Early Adaptors in diesem Bereich sind u. a. IBM, Sun und Siemens. Bei der britischen Radio- und Fernsehanstalt BBC gab es 2006 bereits 300 Blogger, die ihre Beiträge unternehmensintern oder -extern veröffentlichten. Daneben werden Wikis zur Unterstützung von Projekten aber auch zur Veröffentlichung von Unternehmensgrundsätzen und Richtlinien veröffentlicht.
Diskussionsstoff und das Wiki zum Buch
In diesem dritten Hauptteil feuern die Autoren ein wahres Feuerwerk an Ideen und Einsatzmöglichkeiten für Wikimanagement-Ansätze ab. Dennoch bleiben die Ausführungen stets realitätsbezogen. Wikimanagement wird nicht als Allheilmittel verkauft. An vielen Stellen wird auch deutlich auf die Grenzen der Anwendbarkeit hingewiesen, die etwa bei hohen Qualitätsanforderungen oder sicherheitsrelevanten Themengebieten bestehen.
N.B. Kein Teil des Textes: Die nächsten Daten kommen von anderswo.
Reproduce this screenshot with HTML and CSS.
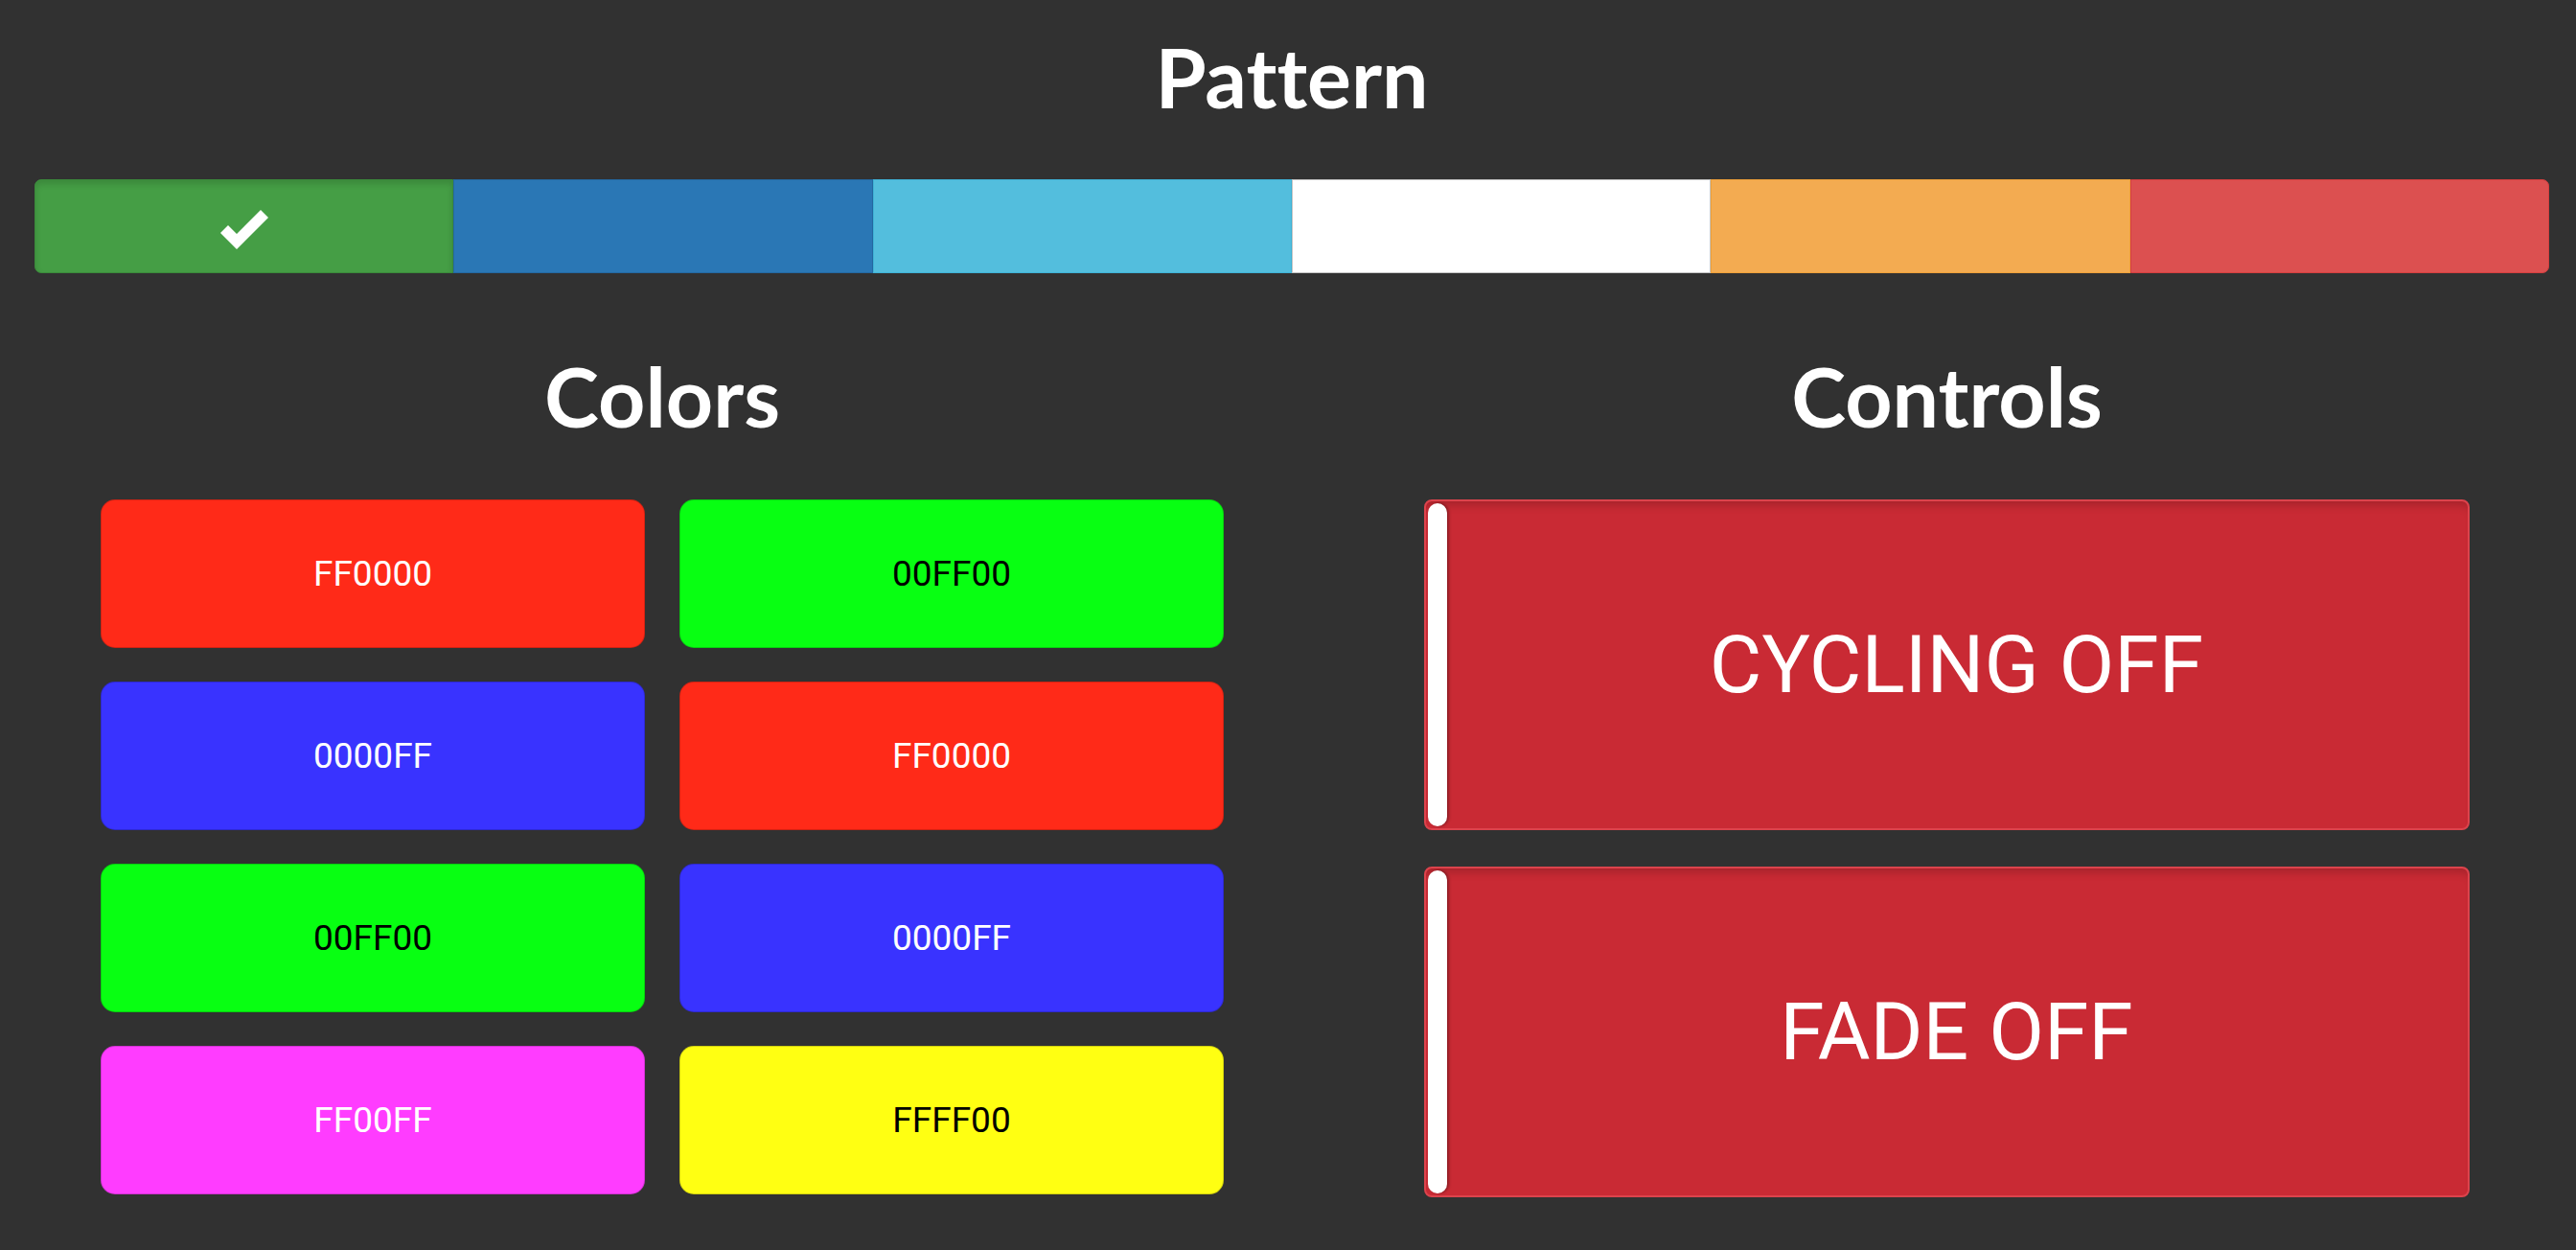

An manchen Stellen entsteht beim Leser sicherlich neuer Diskussionsbedarf. Beispielsweise wäre es interessant zu untersuchen, wie effizient die Arbeitsweise von Wikipedia im Vergleich zu herkömmlichen Lexika ist. Wieviel Arbeitsaufwand fließt durchschnittlich in einen Wikipedia-Artikel, wieviel in einen Brockhaus-Eintrag? Eine andere Frage, die noch ausführlicher diskutiert werden könnte: Inwieweit lässt sich die intrinsische Motivation der freiwilligen, unbezahlten Wikipedia-Mitarbeit in ein kommerzielles Unternehmen mit bezahlten Mitarbeitern übertragen? Diese und weitere Fragen lassen sich im Wiki und im Blog zum Buch diskutieren: www.wikimanagement.de.
Das Kapitel über Wikimanagement und Geschäftsprozessmanagement wird in diesem Blog noch in einem gesonderten Beitrag vorgestellt.
Komus, Ayelt; Wauch, Franziska:
Wikimanagement. Was Unternehmen von Social Software und Web 2.0 lernen können.
Oldenbourg 2008.
Das Buch bei amazon (Anzeige)
[…]dessen Qualität sich mit dem Brockhaus oder der Encyclopedia Britannica messen kann.[…]
Naja, in manchen Fällen schon, in anderen überhaupt nicht.
Und als Quelle für Zitate taugt wikipedia in vielen Fällen garnicht da es nicht anerkannt wird, den Brockhaus oder die Encyclopedia Britannica kann man aber so gut wie immer problemlos angeben.